Since 1992, Horner has moved around the country filing equal rights complaints against ladies' nights in a quest he compares to Rosa Parks' refusal to give up her bus seat.
Horner shared his thoughts on the Las Vegas newspaper story with City Pages yesterday.
"When I first read it it was really quite humbling. I felt like I was getting pummeled from all sides, not feeling so strong about myself and my principles and my objectives," Horner says.
But that self-doubt didn't last long.
"I gave it some time and I spoke to [the reporter] this morning, and I said: on second thought, you really do hit a lot of issues. Abortion, and feminism, and women's rights, and men's rights, and my family, and Tom running for Governor," Horner explains.

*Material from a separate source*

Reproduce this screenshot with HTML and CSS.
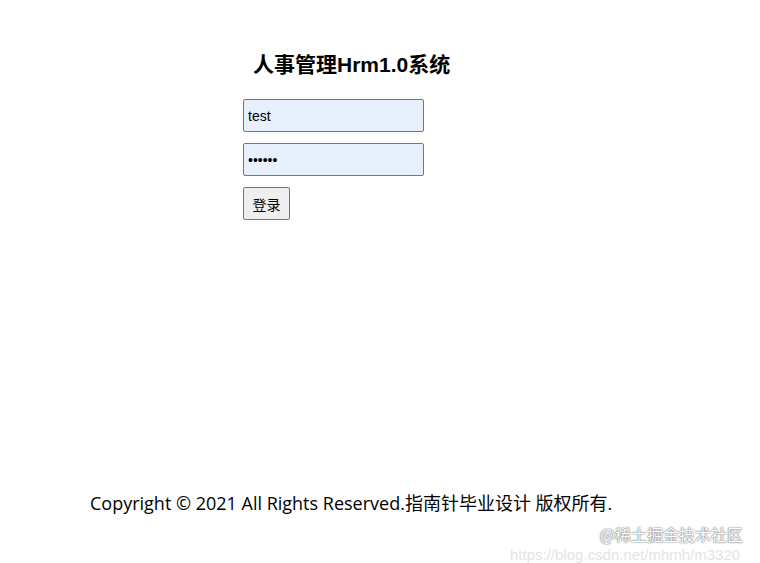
FILE: index.html
```html
<!DOCTYPE html>
<html lang="zh-CN">
<head>
    <meta charset="UTF-8">
    <title>人事管理Hrm1.0系统</title>
    <link rel="stylesheet" href="styles.css">
</head>
<body>
    <div class="login">
        <h2 class="title">人事管理Hrm1.0系统</h2>
        <form class="login-form">
            <input class="field" type="text" value="test">
            <input class="field" type="password" value="123456">
            <button class="btn" type="button">登录</button>
        </form>
    </div>

    <p class="copyright">Copyright © 2021 All Rights Reserved.指南针毕业设计 版权所有.</p>

    <div class="watermark">
        <span class="wm-brand">@稀土掘金技术社区</span>
        <span class="wm-url">https://blog.csdn.net/mhmh/m3320</span>
    </div>
</body>
</html>
```

FILE: styles.css
```css
body {
    margin: 0;
    font-family: "Liberation Sans", Arial, "Noto Sans CJK SC", sans-serif;
    background: #fff;
    color: #000;
    height: 563px;
    position: relative;
    overflow: hidden;
}

.login {
    padding: 51px 0 0 243px;
}

.title {
    margin: 0 0 20px 10px;
    font-size: 21px;
    font-weight: bold;
    line-height: 28px;
}

.login-form {
    display: flex;
    flex-direction: column;
    align-items: flex-start;
    gap: 11px;
}

.field {
    box-sizing: border-box;
    width: 181px;
    height: 33px;
    margin: 0;
    padding: 0 4px;
    border: 1px solid #767676;
    border-radius: 2px;
    background: #e8f0fe;
    font-family: "Liberation Sans", Arial, sans-serif;
    font-size: 14px;
    color: #000;
}

.btn {
    box-sizing: border-box;
    width: 47px;
    height: 33px;
    margin: 0;
    padding: 0;
    border: 1px solid #767676;
    border-radius: 2px;
    background: #efefef;
    font-family: "Noto Sans CJK SC", sans-serif;
    font-size: 14px;
    color: #000;
}

.copyright {
    position: absolute;
    top: 490px;
    left: 90px;
    margin: 0;
    font-family: "Open Sans", "Noto Sans CJK SC", sans-serif;
    font-size: 18px;
    line-height: 26px;
}

.watermark {
    position: absolute;
    left: 510px;
    top: 525px;
    width: 245px;
    display: flex;
    flex-direction: column;
    align-items: flex-end;
    gap: 3px;
}

.wm-brand {
    margin-right: 12px;
    font-family: "Noto Sans CJK SC", sans-serif;
    font-size: 16px;
    line-height: 18px;
    color: #fff;
    text-shadow: 0 0 2px #777, 0 0 1px #555;
    white-space: nowrap;
}

.wm-url {
    align-self: flex-start;
    font-family: "Liberation Sans", Arial, sans-serif;
    font-size: 15px;
    line-height: 17px;
    color: #e4e4e4;
    white-space: nowrap;
}
```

Horner was especially pleased by the article's "great" headline.
"I'm honored to be known as 'unusual' in today's society," Horner said. "I think today's society is degenerate and completely upside-down."
Many of today's problems can be traced back to ladies' night, he says, which shows that women are "hypocritical" when they say they want equal rights.
"When it's 'Tits Up at the Bar' time, and I know I can say that in City Pages, then the consistency in law enforcement goes out the window. Then it's favor time," Horner says. "Ladies' night is the perfect storm in civil rights"
Perhaps the best quote of the piece is delivered by City Pages' own Andy Mannix, who was interviewed for the story:
"He isn't wrong," Mannix said. "But no one really cares. It's not an issue anyone has ever, or will ever, bring up again."